For historical context, football was brought to Tibet in the early part of the twentieth century by the British Raj. Long story short, Tibetans on the sidelines watching the British and the East Indian Company Indian soldiers by the garrison quickly fell in love with the game. A known first Tibetan football club known as the Lhasa United was formed around 1936 and along arose many regional teams too. Lhasa United also played against the British mission. It’s also said the Kham football team also played against Chinese provincial teams and that they had a small stadium that was later destroyed when Mao came into power along with hundreds of monasteries.
The obsession for football also spiralled into the diaspora world, where GCM tournament, a prestigious one that is played every year between many Tibetans teams from all over. There is also official Team Tibet that has played many international games barring FIFA sponsored ones.
I would believe if Tibet was an independent country, we would definitely have a strong team that would easily compete with the Asian giants like that of Japan and South Korea. Our feudal days like that of the rest of the world, albeit hundred years later would evolve with the fast-changing world around and eventually pave way for public engagement and democracy, had the hungry Red Dragon not swallowed us, when the rest of world was busy freeing the chains of colonial yoke and minting new flags and composing new national anthems.
With their tough physique and legs for football, the fire in the belly and the passion for the game, the Tibetan football world would emerge victorious on many fronts. Even though with a tiny disenfranchised population, Tibetans inside and outside and some who trace their ancestry to Tibet have excelled in many sporting fields, from mountain climbing to football, from marathon to kickboxing and many if not few made a name for themselves sadly playing under a different country’s flag and I don’t blame them but the tryst of destiny they were caught in.
Every time during the World Cup, when the players come out of the dugout with tiny hands escorting them and that familiar FIFA symphony played in the background and when the national anthems are played, I am sore at heart and left imagining how much of an adrenaline rush would that be if Tibet would actually play the World Cup and our national anthem would be orchestrated with the dignified grace and our triumphant players would walk gracefully.
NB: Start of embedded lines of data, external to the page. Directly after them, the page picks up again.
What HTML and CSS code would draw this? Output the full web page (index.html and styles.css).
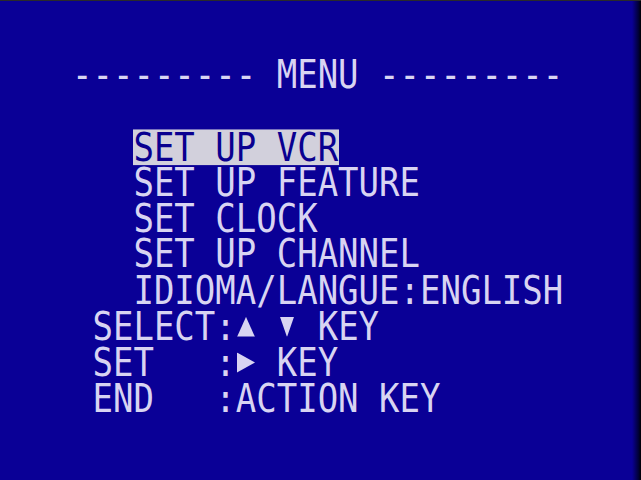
FILE: index.html
```html
<!DOCTYPE html>
<html lang="en">
<head>
    <meta charset="UTF-8">
    <meta name="viewport" content="width=device-width, initial-scale=1.0">
    <title>VCR MENU</title>
    <link rel="stylesheet" href="styles.css">
</head>
<body>
    <div class="screen">
        <div class="menu">
            <div class="row">--------- MENU ---------</div>
            <div class="row"></div>
            <div class="row">   <span class="selected">SET UP VCR</span></div>
            <div class="row">   SET UP FEATURE</div>
            <div class="row">   SET CLOCK</div>
            <div class="row">   SET UP CHANNEL</div>
            <div class="row">   IDIOMA/LANGUE:ENGLISH</div>
            <div class="row"> SELECT:<span class="key"><svg width="18" height="18" viewBox="0 0 18 18" preserveAspectRatio="none"><polygon points="9,0 18,18 0,18"/></svg></span> <span class="key"><svg width="18" height="18" viewBox="0 0 18 18" preserveAspectRatio="none"><polygon points="2,0 16,0 9,18"/></svg></span> KEY</div>
            <div class="row"> SET   :<span class="key"><svg width="18" height="18" viewBox="0 0 18 18" preserveAspectRatio="none"><polygon points="0,0 18,9 0,18"/></svg></span> KEY</div>
            <div class="row"> END   :ACTION KEY</div>
        </div>
    </div>
</body>
</html>
```

FILE: styles.css
```css
html, body {
    margin: 0;
    height: 100%;
}
body {
    background: linear-gradient(to right, #0a0096 0, #0a0096 calc(100% - 9px), #000030 calc(100% - 2px), #000 100%);
    border-top: 1px solid #2a2a2a;
    box-sizing: border-box;
    overflow: hidden;
}
.screen {
    padding: 56px 0 0 72px;
}
.menu {
    font-family: "DejaVu Sans Mono", monospace;
    font-size: 34px;
    line-height: 31.3px;
    color: #d8d4f2;
    transform: scaleY(1.15);
    transform-origin: 0 0;
}
.row {
    height: 31.3px;
    white-space: pre;
}
.selected {
    display: inline-block;
    background: #d2d0dc;
    color: #0a0090;
    padding-right: 1px;
}
.key {
    display: inline-block;
    width: 20.47px;
    height: 31.3px;
    vertical-align: top;
    position: relative;
}
.key svg {
    display: block;
    position: absolute;
    left: 1px;
    top: 7px;
    width: 18px;
    height: 17.4px;
    fill: #d8d4f2;
}
```
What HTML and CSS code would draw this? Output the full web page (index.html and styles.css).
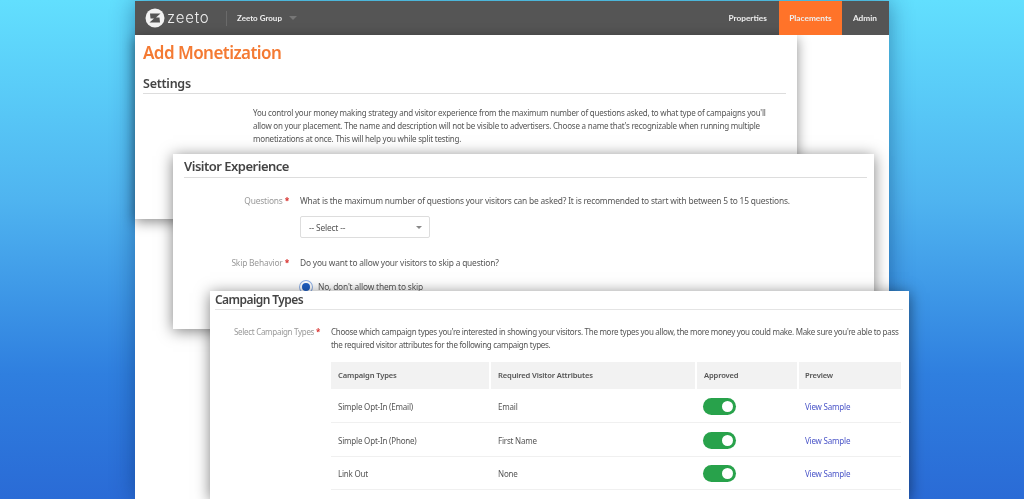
FILE: index.html
```html
<!DOCTYPE html>
<html lang="en">
<head>
    <meta charset="UTF-8">
    <title>Add Monetization</title>
    <link rel="stylesheet" href="styles.css">
</head>
<body>
    <div class="app-window">
        <div class="navbar">
            <div class="logo">
                <svg class="logo-mark" width="20" height="20" viewBox="0 0 20 20">
                    <circle cx="10" cy="10" r="9.5" fill="#f2f2f2"/>
                    <path d="M5 5.5H15.5L11 9.6H14.5L15 14.5H4.5L9 10.4H5.5Z" fill="#555"/>
                </svg>
                <span class="logo-text">zeeto</span>
            </div>
            <div class="group-menu">
                <span>Zeeto Group</span>
                <span class="caret"></span>
            </div>
            <div class="nav-links">
                <a class="nav-link">Properties</a>
                <a class="nav-link active">Placements</a>
                <a class="nav-link">Admin</a>
            </div>
        </div>
        <div class="settings-card">
            <h1>Add Monetization</h1>
            <h2>Settings</h2>
            <p class="settings-text">You control your money making strategy and visitor experience from the maximum number of questions asked, to what type of campaigns you'll<br>allow on your placement. The name and description will not be visible to advertisers. Choose a name that's recognizable when running multiple<br>monetizations at once. This will help you while split testing.</p>
        </div>
    </div>

    <div class="card visitor-card">
        <h2>Visitor Experience</h2>
        <div class="form-row">
            <div class="form-label">Questions <span class="req">*</span></div>
            <div class="form-body">
                <p>What is the maximum number of questions your visitors can be asked? It is recommended to start with between 5 to 15 questions.</p>
                <div class="select-box">
                    <span>-- Select --</span>
                    <span class="caret grey"></span>
                </div>
            </div>
        </div>
        <div class="form-row skip-row">
            <div class="form-label">Skip Behavior <span class="req">*</span></div>
            <div class="form-body">
                <p>Do you want to allow your visitors to skip a question?</p>
                <div class="radio-row">
                    <span class="radio"></span>
                    <span>No, don't allow them to skip</span>
                </div>
            </div>
        </div>
    </div>

    <div class="card campaign-card">
        <h2>Campaign Types</h2>
        <div class="form-row">
            <div class="form-label">Select Campaign Types <span class="req">*</span></div>
            <div class="form-body">
                <p>Choose which campaign types you're interested in showing your visitors. The more types you allow, the more money you could make. Make sure you're able to pass<br>the required visitor attributes for the following campaign types.</p>
                <table class="campaign-table">
                    <thead>
                        <tr>
                            <th class="col-type">Campaign Types</th>
                            <th class="col-attr">Required Visitor Attributes</th>
                            <th class="col-appr">Approved</th>
                            <th class="col-prev">Preview</th>
                        </tr>
                    </thead>
                    <tbody>
                        <tr>
                            <td>Simple Opt-In (Email)</td>
                            <td>Email</td>
                            <td><span class="toggle"></span></td>
                            <td><a class="sample">View Sample</a></td>
                        </tr>
                        <tr>
                            <td>Simple Opt-In (Phone)</td>
                            <td>First Name</td>
                            <td><span class="toggle"></span></td>
                            <td><a class="sample">View Sample</a></td>
                        </tr>
                        <tr class="last-row">
                            <td>Link Out</td>
                            <td>None</td>
                            <td><span class="toggle"></span></td>
                            <td><a class="sample">View Sample</a></td>
                        </tr>
                    </tbody>
                </table>
            </div>
        </div>
    </div>
</body>
</html>
```

FILE: styles.css
```css
html, body {
    margin: 0;
    height: 100%;
}
body {
    position: relative;
    width: 1024px;
    height: 499px;
    overflow: hidden;
    font-family: "Noto Sans", "Open Sans", sans-serif;
    color: #555;
    background: linear-gradient(180deg, #62dffe 0%, #4fb4f0 40%, #2f7fdf 75%, #2a6bd6 100%);
}
p {
    margin: 0;
}

/* back window */
.app-window {
    position: absolute;
    left: 135px;
    top: 1px;
    width: 754px;
    height: 498px;
    background: #fff;
    box-shadow: 0 0 22px rgba(0, 40, 90, 0.45);
    filter: blur(0.35px);
}
.navbar {
    display: flex;
    align-items: center;
    height: 34px;
    padding-left: 10px;
    font-family: "Lato", sans-serif;
    background-color: #555;
    color: #fff;
}
.logo {
    display: flex;
    align-items: center;
    gap: 2px;
    width: 81px;
}
.logo-text {
    font-family: "Inter", sans-serif;
    font-size: 15px;
    font-weight: 300;
    letter-spacing: 0.8px;
    line-height: 20px;
    color: #eee;
}
.group-menu {
    display: flex;
    align-items: center;
    gap: 7px;
    height: 15px;
    padding-left: 10px;
    border-left: 1px solid #6a6a6a;
    font-size: 8px;
    font-weight: 700;
    color: #eee;
}
.caret {
    width: 0;
    height: 0;
    border-left: 4px solid transparent;
    border-right: 4px solid transparent;
    border-top: 4px solid #777;
}
.caret.grey {
    border-left-width: 3px;
    border-right-width: 3px;
    border-top-width: 3px;
    border-top-color: #888;
}
.nav-links {
    display: flex;
    margin-left: auto;
    height: 100%;
}
.nav-link {
    display: flex;
    align-items: center;
    padding: 0 12px 0 11px;
    font-size: 8.3px;
    font-weight: 700;
    color: #eee;
}
.nav-link.active {
    width: 63px;
    padding: 0;
    justify-content: center;
    background-color: #ff7329;
}
.settings-card {
    width: 662px;
    height: 184px;
    box-sizing: border-box;
    padding: 0 11px 0 8px;
    background: #fff;
    box-shadow: 0 3px 12px rgba(0, 0, 0, 0.45);
}
h1 {
    margin: 0;
    padding-top: 6px;
    font-size: 17px;
    letter-spacing: -0.55px;
    line-height: 23px;
    font-weight: 600;
    color: #f47a33;
}
h2 {
    margin: 0;
    font-weight: 600;
    color: #444;
}
.settings-card h2 {
    margin-top: 11px;
    height: 18px;
    font-size: 12.5px;
    letter-spacing: -0.25px;
    line-height: 18px;
    border-bottom: 1px solid #ddd;
}
.settings-text {
    margin: 12px 0 0 110px;
    font-size: 8px;
    letter-spacing: -0.22px;
    line-height: 13px;
    white-space: nowrap;
}

/* floating cards */
.card {
    position: absolute;
    box-sizing: border-box;
    background: #fff;
    box-shadow: 0 2px 14px rgba(0, 0, 0, 0.5);
    filter: blur(0.35px);
}
.visitor-card {
    left: 173px;
    top: 154px;
    width: 701px;
    height: 175px;
    padding: 2px 7px 0 11px;
    font-size: 8.4px;
    letter-spacing: -0.18px;
}
.visitor-card h2 {
    height: 21px;
    font-size: 13px;
    letter-spacing: -0.5px;
    line-height: 20px;
    border-bottom: 1px solid #ddd;
}
.campaign-card {
    left: 210px;
    top: 291px;
    width: 699px;
    height: 208px;
    padding: 0 6px 0 5px;
    font-size: 8px;
    letter-spacing: -0.29px;
}
.campaign-card h2 {
    height: 18px;
    font-size: 12px;
    letter-spacing: -0.57px;
    line-height: 17px;
    border-bottom: 1px solid #e4e4e4;
}
.form-row {
    display: flex;
    margin-top: 16px;
    line-height: 13px;
}
.visitor-card .skip-row {
    margin-top: 18px;
}
.form-label {
    flex: none;
    width: 105px;
    text-align: right;
    color: #999;
}
.req {
    color: #d8322f;
    font-weight: 700;
}
.form-body {
    margin-left: 11px;
    white-space: nowrap;
}
.select-box {
    display: flex;
    align-items: center;
    justify-content: space-between;
    box-sizing: border-box;
    width: 130px;
    height: 22px;
    margin-top: 9px;
    padding: 0 7px 0 8px;
    border: 1px solid #ddd;
    border-radius: 2px;
}
.radio-row {
    display: flex;
    align-items: center;
    gap: 6px;
    margin-top: 11px;
}
.radio {
    box-sizing: border-box;
    width: 12px;
    height: 12px;
    border-radius: 50%;
    background: #1f5fc4;
    border: 2px solid #fff;
    box-shadow: 0 0 0 1px #8fb0e6;
}
.campaign-card .form-row {
    margin-top: 15px;
}
.campaign-table {
    margin-top: 11px;
    width: 570px;
    border-collapse: separate;
    border-spacing: 0;
    table-layout: fixed;
    font-size: 8px;
    letter-spacing: -0.2px;
}
.campaign-table th {
    box-sizing: border-box;
    height: 27px;
    padding: 0 7px;
    text-align: left;
    font-size: 7.6px;
    letter-spacing: -0.15px;
    font-weight: 600;
    color: #555;
    background-color: #f2f2f2;
    border-right: 2px solid #fff;
}
.campaign-table td {
    box-sizing: border-box;
    height: 34px;
    padding: 1px 7px 0;
    border-bottom: 1px solid #f0f0f0;
}
.campaign-table .last-row td {
    height: 33px;
}
.col-type {
    width: 160px;
}
.col-attr {
    width: 206px;
}
.col-appr {
    width: 102px;
}
.campaign-table .col-prev {
    width: 102px;
    padding-left: 6px;
    border-right: 0;
}
.campaign-table td:last-child {
    padding-left: 6px;
}
.toggle {
    position: relative;
    display: block;
    width: 33px;
    height: 17px;
    margin-left: -1px;
    border-radius: 9px;
    background-color: #28a24b;
}
.toggle::after {
    content: "";
    position: absolute;
    top: 3px;
    right: 3px;
    width: 11px;
    height: 11px;
    border-radius: 50%;
    background: #fff;
}
.sample {
    color: #4a55c8;
}
```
And, when that camera starts moving from one player’s face to the next with their hands in their chest, the emotions run so high that only passionate citizens of a stolen country could only imagine.
Our boys from Team Tibet will soon be in London to play the Conifa tournament, a mini World Cup of a sort and I want to take this opportunity to wish them all the luck and I want them to roar like the snow lion, bark like the Tibetan mastiff, play defense like the Yak and run like the Tibetan antelope. I also want to for the fun of the game predict that this World Cup 2018 will be won by France. But since the first kiss is the deepest, my support for Argentina and Messi will always remain.